Discipline requires a tremendous amount of self-discipline. Sometimes discipline requires the use of a firm, serious, but controlled voice. When parents get out of control, children get out of control, the situation escalates out of control, and the result is usually punishment, not discipline. Over time this leads to the erosion of the parent-child relationship. Effective discipline requires that we remain calm and avoid taking our children’s behavior personally so that we can take action that is in their best interest.
Discipline is concerned with the here and now as well as with the future. The discipline we use needs to be consistent with the goals we have for our children. By taking the time and making the effort to thoughtfully and purposefully discipline our children today, we are investing in the self-disciplined adults they will become. Effective discipline promotes self reliance, personal responsibility, and social conscience.
Discipline recognizes mistakes as inevitable and uses them to teach. There is no such thing as a perfect child.
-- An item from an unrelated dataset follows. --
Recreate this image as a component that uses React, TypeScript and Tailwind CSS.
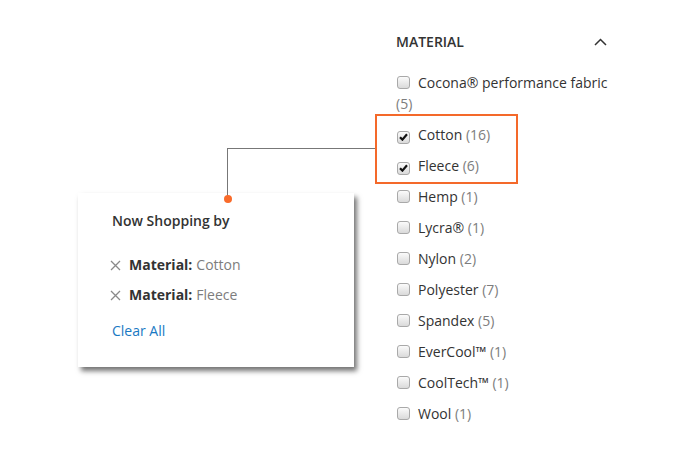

They will make mistakes. We will be there to help them learn from them and find the motivation to do better. There is no such thing as a perfect parent. We will make mistakes. We can learn from them and use them as motivation to do better. H. Jackson Brown, Jr. wrote, “Parents are pals nowadays because they don’t have the courage to be parents.” We can prove Mr. Brown wrong.
By the way, in case you are wondering – yes, my ears are pierced. I had them pierced when I was in college. And I am so glad I waited until I was mature enough to make that choice because I wanted them pierced, not because my peers did, and not because my mother didn’t.